Our host for our evenings at the Sheraton was a former Triscuit Inspector.  We don’t know if he actually had a numbered slip that he popped into each box or a personalized stamp that emblazoned the inner seal so we can’t go into the archives to confirm that but that is what he told us.  For years he worked at the local Nabisco plant as the Triscuit Inspector right up until they closed the plant and he had to make a decision as to how he should earn his keep until Social Security took over.  Since this story takes place in the general area of Niagara Falls he thought tourism.  And quite logically.  So now for the past while he has been the Sheraton’s Starwood Suite host and sees that the cracker plates are full (we didn’t notice any Triscuits), the cheese platter is balanced, and the beer and wine are cold and chilled respectively.  But what makes him interesting wasn’t the Triscuit background or his ability to keep the yellow and white cheeses equalized.  It was his willingness to share his background and his stories of when he worked at Nabisco, where to find the cheapest wines in town, and where the best smoke-free slot machines are in the casino.
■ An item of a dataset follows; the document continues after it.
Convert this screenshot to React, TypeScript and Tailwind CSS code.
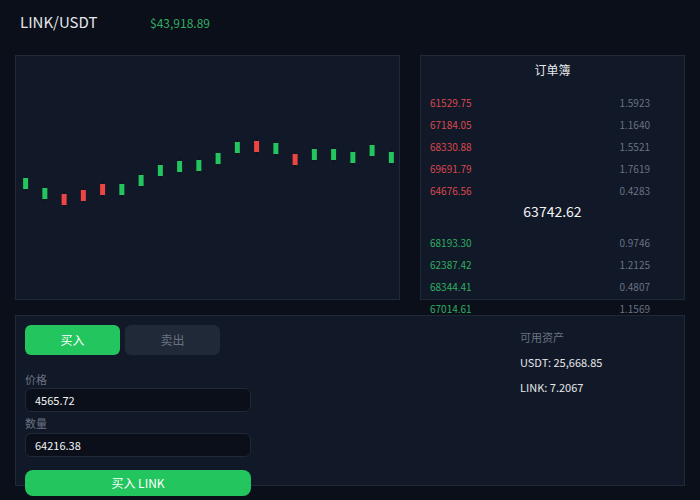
import React from 'react';

const asks = [
  { price: '61529.75', size: '1.5923' },
  { price: '67184.05', size: '1.1640' },
  { price: '68330.88', size: '1.5521' },
  { price: '69691.79', size: '1.7619' },
  { price: '64676.56', size: '0.4283' },
];

const bids = [
  { price: '68193.30', size: '0.9746' },
  { price: '62387.42', size: '1.2125' },
  { price: '68344.41', size: '0.4807' },
  { price: '67014.61', size: '1.1569' },
];

// top of each candle body in chart coords, and whether it closed up
const candles: { top: number; up: boolean }[] = [
  { top: 122, up: true },
  { top: 132, up: true },
  { top: 138, up: false },
  { top: 134, up: false },
  { top: 128, up: false },
  { top: 128, up: true },
  { top: 119, up: true },
  { top: 109, up: true },
  { top: 105, up: true },
  { top: 104, up: true },
  { top: 97, up: true },
  { top: 86, up: true },
  { top: 85, up: false },
  { top: 87, up: true },
  { top: 98, up: false },
  { top: 93, up: true },
  { top: 93, up: true },
  { top: 96, up: true },
  { top: 89, up: true },
  { top: 96, up: true },
];

const CandleChart: React.FC = () => (
  <svg width="385" height="245" viewBox="0 0 385 245" className="block">
    {candles.map((c, i) => {
      const cx = 9.6 + i * 19.25;
      const color = c.up ? '#22c55e' : '#ef4444';
      return (
        <g key={i}>
          <line x1={cx} x2={cx} y1={c.top - 3} y2={c.top + 14} stroke="#0c111c" strokeWidth="1" />
          <rect x={cx - 2.5} y={c.top} width="5" height="11" fill={color} />
        </g>
      );
    })}
  </svg>
);

export default function App() {
  return (
    <div className="w-[700px] h-[500px] overflow-hidden bg-[#0b0f19] text-gray-200 font-['Noto_Sans_CJK_SC','Noto_Sans',sans-serif]">
      <div className="h-[45px] flex items-center pl-[20px]">
        <div className="w-[130px] text-[15px] text-gray-200">LINK/USDT</div>
        <div className="text-[12px] text-[#2fae62]">$43,918.89</div>
      </div>

      <div className="mt-[10px] flex gap-[20px] pl-[15px]">
        <div className="w-[385px] h-[245px] bg-[#111827] border border-[#1f2937] overflow-hidden">
          <CandleChart />
        </div>

        <div className="w-[265px] h-[245px] bg-[#111827] border border-[#1f2937]">
          <div className="pt-[5px] text-center text-[12px] leading-[18px] text-gray-200">订单簿</div>
          <div className="mt-[13px]">
            {asks.map((r) => (
              <div key={r.price} className="flex justify-between pl-[9px] pr-[34px] text-[10px] leading-[22px]">
                <span className="text-[#d9484f]">{r.price}</span>
                <span className="text-gray-500">{r.size}</span>
              </div>
            ))}
          </div>
          <div className="text-center text-[14px] leading-[18px] text-gray-100 mb-[12px]">63742.62</div>
          <div>
            {bids.map((r) => (
              <div key={r.price} className="flex justify-between pl-[9px] pr-[34px] text-[10px] leading-[22px]">
                <span className="text-[#2fae62]">{r.price}</span>
                <span className="text-gray-500">{r.size}</span>
              </div>
            ))}
          </div>
        </div>
      </div>

      <div className="mt-[15px] ml-[15px] w-[670px] h-[171px] bg-[#111827] border border-[#1f2937] flex px-[9px] pt-[9px]">
        <div className="w-[226px]">
          <div className="flex gap-[5px]">
            <button className="w-[95px] h-[30px] rounded-md bg-[#22c55e] text-white text-[12px]">买入</button>
            <button className="w-[95px] h-[30px] rounded-md bg-[#1f2937] text-gray-500 text-[12px]">卖出</button>
          </div>
          <div className="mt-[16px] text-[11px] leading-[16px] text-gray-500">价格</div>
          <div className="mt-[1px] h-[24px] rounded-md bg-[#0b0f19] border border-[#1f2937] flex items-center px-[9px] text-[11px] text-gray-100">
            4565.72
          </div>
          <div className="mt-[3px] text-[11px] leading-[16px] text-gray-500">数量</div>
          <div className="mt-[2px] h-[24px] rounded-md bg-[#0b0f19] border border-[#1f2937] flex items-center px-[9px] text-[11px] text-gray-100">
            64216.38
          </div>
          <button className="mt-[13px] w-full h-[26px] rounded-lg bg-[#22c55e] text-white text-[12px]">买入 LINK</button>
        </div>

        <div className="ml-[269px] text-[11px]">
          <div className="h-[25px] flex items-center text-gray-500">可用资产</div>
          <div className="h-[25px] flex items-center text-gray-200">USDT: 25,668.85</div>
          <div className="h-[25px] flex items-center text-gray-200">LINK: 7.2067</div>
        </div>
      </div>
    </div>
  );
}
Interesting people always find us. We already spoke of our tour guide in Puerto Rice who regaled us with stories of real life on the island, his life. We saw his home town, heard tales of his family, were told of his wife’s cooking, and saw his favorite beach.  All that while he managed to extract tales from those he was touring.  Another interesting soul from that trip was our hotel’s lobby ambassador.  Do resorts still have such a character, the cross between concierge and man on the street?  Not a day went by except the one he was off that we weren’t greeted by name by this giant of a man who split his life between Puerto Rice and New York and was a diehard Giants football fan but took a Steelers wrist band from us and wore it at least while we were still there.

It was also on that trip that we found the artist in his gallery in Old San Juan telling the tale of how his wife came to visit her sister six years before and still hadn’t gone home.  So he painted each town with his stories in each.  We made sure to bring a piece of his back to grace a wall.  There it joins two local artists’ works.  Both of those artists have gone from favorite artist to favorite story teller to favored member of our circle.  We spend much time when we see either of them at shows and we can now pick out the one’s husband who is a shadow in every piece she does and know what room of his grandmother’s house the other used as a mental model for the window in the painting that becomes a window to his memories of her backyard, real and imagined.

There are many, many others. Most people have their favorite people who aren’t necessarily a part of their circle but make the circle more interesting.  We’ve been blessed that almost everywhere we go we can find that person and eventually find him or her again.   The pleasantries are shared, new stories are spoken and heard, and ultimately our circle grows.

So if you should be travelling in the Niagara Falls, NY area and you happen to stop into the Sheraton there, make your way to the Starwoods Suite and ask to speak with the Triscuit Inspector.  Grow your circle a bit too.

Now, that’s what we think. Really. How ‘bout you?